2. An audio signal processing system according to claim 1, further wherein
the one or more audio synthesis algorithms include a wavetable algorithm,
a frequency modulation algorithm, an analog algorithm, and a physical
model algorithm.
3. An audio signal processing system according to claim 1, further wherein
the CPU, in generating the voices further processes the digital voice data
by special effects processing, including one or more of reverberation,
spatialization, equalization, and chorusing processing.
4. An audio signal processing system according to claim 1, wherein: the
CPU, in generating the voices, selectively diminishes the complexity of
the processing of a selected audio synthesis algorithm as the processing
time available to the CPU diminishes due to processing demands of other
operations being performed by it.
5. An audio signal processing system according to claim 4, wherein:
the CPU selects the audio synthesis algorithm whose processing complexity
is to be diminished based on the type of voice to be generated.
6. An audio signal processing system comprising:
input means for inputting musical instrument digital interface (MIDI)
commands in real time over a plurality of channels;
computer means including a central processing unit (CPU) supplied with the
MIDI commands for simultaneously synthesizing one or more voices for each
of the channels in response to the MIDI commands, each of the voices being
generated by one or more of a plurality of predefined audio synthesis
algorithms, including a wavetable algorithm, a frequency modulation
algorithm, an analog algorithm, and a physical model algorithm executed in
software;
random access memory means (RAM) for storing digital voice data
representative of each of the voices generated by the CPU;
output means for audibly reproducing the voices from the digital voice data
stored in the RAM; and
wherein the CPU, in generating the voices selects the one or more audio
synthesis algorithms based on one or more of the following criteria:
the external processing demands placed upon the CPU by other operations
being performed by the personal computer,
a best match, according to predetermined criteria, between the type of
voice required and audio synthesis algorithms available to the CPU, and
the availability of wavetable voice data to be buffered into the RAM.

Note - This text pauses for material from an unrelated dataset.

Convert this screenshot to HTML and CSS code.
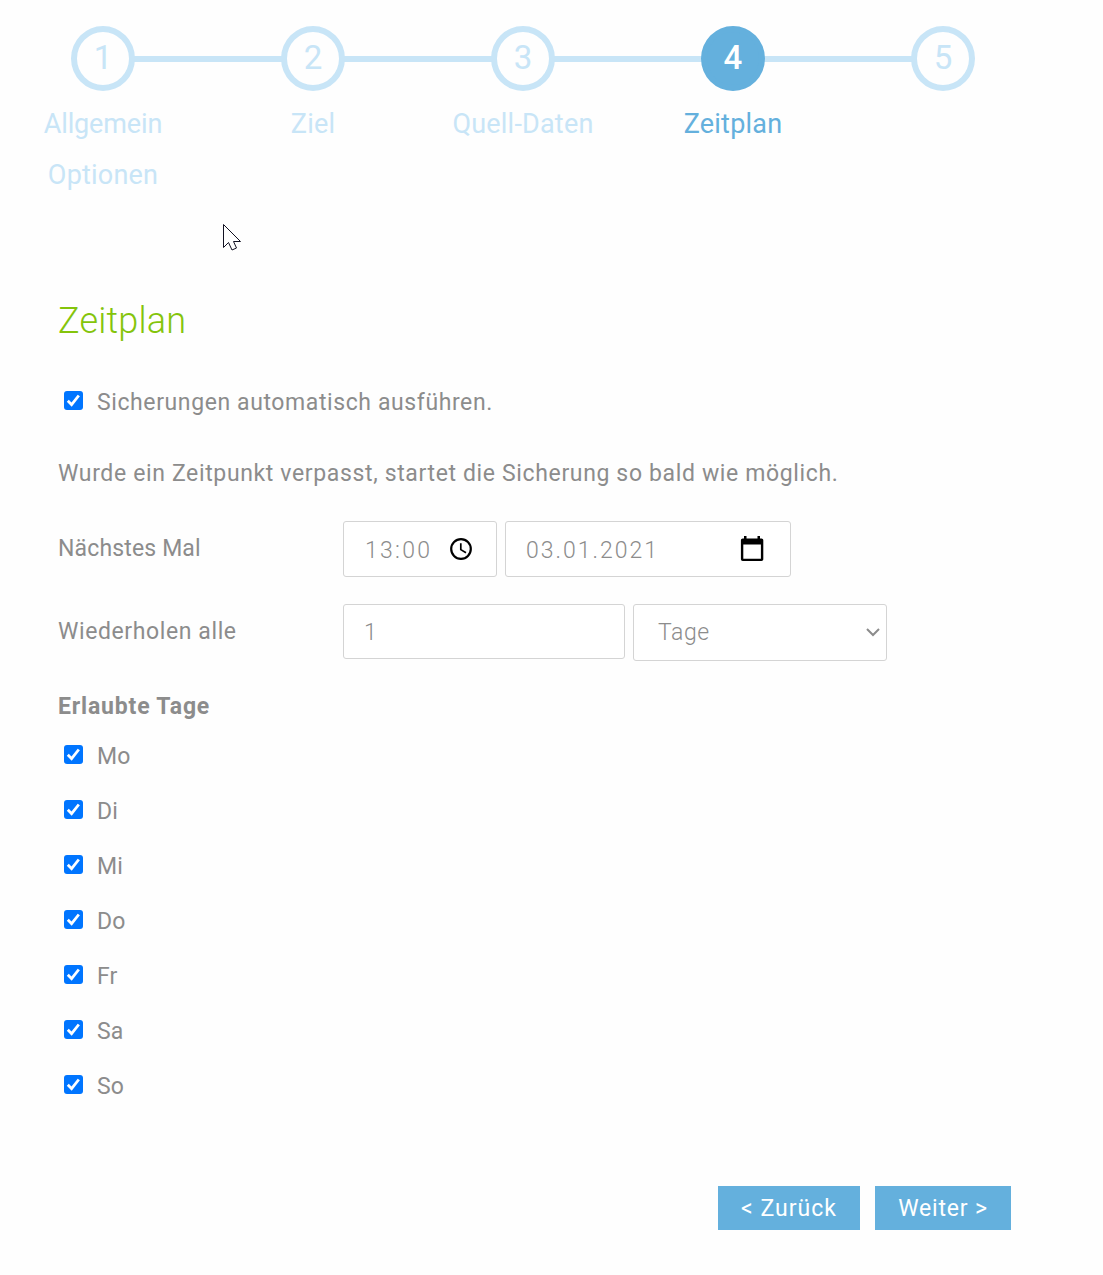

7. An audio signal processing system according to claim 6, wherein:
the CPU, in generating the voices, selectively diminishes the complexity of
the processing of a selected audio synthesis algorithm as the processing
time available to the CPU diminishes due to processing demands of other
operations being performed by it.
8. An audio signal processing system according to claim 7, wherein:
the CPU selects the audio synthesis algorithm whose processing complexity
is to be diminished based on the type of voice to be generated.
9. An audio signal processing system according to claim 6, further wherein
the CPU, in generating the voices further processes the digital voice data
by special effects processing, including one or more of reverberation,
spatialization, equalization, and chorusing processing.
10. A programmed computer for synthesizing musical sounds in response to
the input of real time commands comprising:
a hard disk drive (HDD) for storing a musical instrument synthesis program
including a plurality of musical synthesis algorithms and waveform data;
a random access memory (RAM);
a coder/decoder (CODEC);
audio sound reproduction means;
a central processor (CPU) for the personal computer for controlling the
RAM, the HDD, the CODEC, and the audio reproduction means, wherein the CPU
is programmed to:
(a) load the musical instrument synthesis program into RAM from the HDD
along with object data for synthesizing a predetermined grouping of
instruments after first determining the memory requirements of the object
data and purging RAM of previously stored object data according to a
predetermined priority scheme;
(b) receive and store in RAM musical instrument digital interface (MIDI)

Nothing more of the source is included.